Aim of the task:
Retype the opening lines of the listing below, ending with the line that contains "import React from 'react'", and leave out any pictures.

Information shown:
..........

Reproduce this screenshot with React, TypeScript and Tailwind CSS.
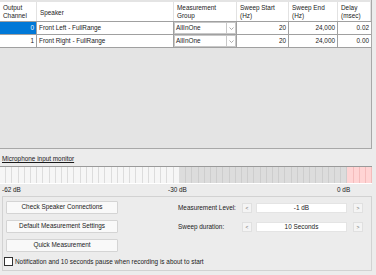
import React from 'react'

const cols = [
  { w: 'w-[37px]', head: ['Output', 'Channel'] },
  { w: 'w-[137px]', head: ['Speaker'] },
  { w: 'w-[63px]', head: ['Measurement', 'Group'] },
  { w: 'w-[52px]', head: ['Sweep Start', '(Hz)'] },
  { w: 'w-[49px]', head: ['Sweep End', '(Hz)'] },
  { w: 'w-[33px]', head: ['Delay', '(msec)'] },
]

const rows = [
  { ch: '0', speaker: 'Front Left - FullRange', group: 'AllInOne', start: '20', end: '24,000', delay: '0.02' },
  { ch: '1', speaker: 'Front Right - FullRange', group: 'AllInOne', start: '20', end: '24,000', delay: '0.00' },
]

const segments = Array.from({ length: 60 }, (_, i) => i)

function Spin({ value }: { value: string }) {
  return (
    <div className="flex items-center">
      <button className="w-[10px] h-[10px] bg-[#f4f4f4] border border-[#e0e0e0] text-[5px] leading-none text-[#666] flex items-center justify-center">
        &lt;
      </button>
      <div className="ml-[4px] w-[91px] h-[10px] bg-white border border-[#e4e4e4] flex items-center justify-center">
        {value}
      </div>
      <button className="ml-[6px] w-[10px] h-[10px] bg-[#f4f4f4] border border-[#e0e0e0] text-[5px] leading-none text-[#666] flex items-center justify-center">
        &gt;
      </button>
    </div>
  )
}

function WinButton({ label }: { label: string }) {
  return (
    <button className="w-[112px] h-[13px] bg-[#f9f9f9] border border-[#d4d4d4] rounded-[1px] text-[#222] leading-none">
      {label}
    </button>
  )
}

export default function App() {
  return (
    <div className="w-[376px] h-[275px] overflow-hidden bg-[#ececec] text-[#1a1a1a] text-[6.4px] leading-[8px] font-['Liberation_Sans',Arial,sans-serif]">
      {/* Grid */}
      <div className="w-[372px] h-[149px] pt-[2px] bg-[#e4e4e4] border-r border-b border-[#a8a8a8]">
        <div className="flex h-[20px] bg-white border-b border-[#a0a0a0]">
          {cols.map((c, i) => (
            <div key={i} className={`${c.w} shrink-0 px-[3px] pt-[2px] border-r border-[#e2e2e2] flex flex-col ${c.head.length === 1 ? 'justify-center pt-0' : ''}`}>
              {c.head.map((h) => (
                <span key={h}>{h}</span>
              ))}
            </div>
          ))}
        </div>
        {rows.map((r, i) => (
          <div key={i} className="flex h-[13px] bg-white border-b border-[#a0a0a0]">
            <div className={`w-[37px] shrink-0 border-r border-[#a0a0a0] flex items-center justify-end pr-[2px] ${i === 0 ? 'bg-[#0078d7] text-white' : ''}`}>
              {r.ch}
            </div>
            <div className="w-[137px] shrink-0 border-r border-[#a0a0a0] flex items-center pl-[2px]">{r.speaker}</div>
            <div className="w-[63px] shrink-0 border-r border-[#a0a0a0] flex items-center">
              <div className="flex-1 h-full border border-[#c8c8c8] flex items-center pl-[1px]">{r.group}</div>
              <div className="w-[9px] h-full border-y border-r border-[#c8c8c8] flex items-center justify-center">
                <svg width="5" height="3" viewBox="0 0 5 3">
                  <path d="M0.5 0.5 L2.5 2.5 L4.5 0.5" fill="none" stroke="#8a8a8a" strokeWidth="0.7" />
                </svg>
              </div>
            </div>
            <div className="w-[52px] shrink-0 border-r border-[#a0a0a0] flex items-center justify-end pr-[2px]">{r.start}</div>
            <div className="w-[49px] shrink-0 border-r border-[#a0a0a0] flex items-center justify-end pr-[2px]">{r.end}</div>
            <div className="w-[33px] shrink-0 flex items-center justify-end pr-[2px]">{r.delay}</div>
          </div>
        ))}
      </div>

      {/* Microphone monitor */}
      <div className="pl-[2px] pt-[6px] h-[17px]">
        <span className="underline">Microphone input monitor</span>
      </div>
      <div className="w-[372px] h-[18px] flex border-t border-[#9a9a9a] border-b border-b-white">
        {segments.map((i) => (
          <div
            key={i}
            className={`flex-1 border-r ${
              i < 29
                ? 'bg-[#f6f6f6] border-[#dcdcdc]'
                : i < 56
                ? 'bg-[#dcdcdc] border-[#cdcdcd]'
                : 'bg-[#ffd4d4] border-[#f4bcbc]'
            }`}
          />
        ))}
      </div>
      <div className="relative h-[12px] w-[372px]">
        <span className="absolute left-[2px] top-[2px]">-62 dB</span>
        <span className="absolute left-[168px] top-[2px]">-30 dB</span>
        <span className="absolute left-[337px] top-[2px]">0 dB</span>
      </div>

      {/* Controls group */}
      <div className="ml-[2px] w-[370px] h-[75px] border border-[#d2d2d2] flex flex-col">
        <div className="flex pt-[4px] pl-[3px]">
          <div className="flex flex-col gap-[6px]">
            <WinButton label="Check Speaker Connections" />
            <WinButton label="Default Measurement Settings" />
            <WinButton label="Quick Measurement" />
          </div>
          <div className="ml-[60px] flex flex-col gap-[9px] pt-[2px]">
            <div className="flex items-center">
              <span className="w-[64px]">Measurement Level:</span>
              <Spin value="-1 dB" />
            </div>
            <div className="flex items-center">
              <span className="w-[64px]">Sweep duration:</span>
              <Spin value="10 Seconds" />
            </div>
          </div>
        </div>
        <div className="flex items-center mt-[5px] pl-[1px]">
          <div className="w-[9px] h-[9px] bg-white border border-[#333]" />
          <span className="ml-[2px]">Notification and 10 seconds pause when recording is about to start</span>
        </div>
      </div>
    </div>
  )
}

..........

Answer to this exercise:
Reproduce this screenshot with React, TypeScript and Tailwind CSS.
import React from 'react'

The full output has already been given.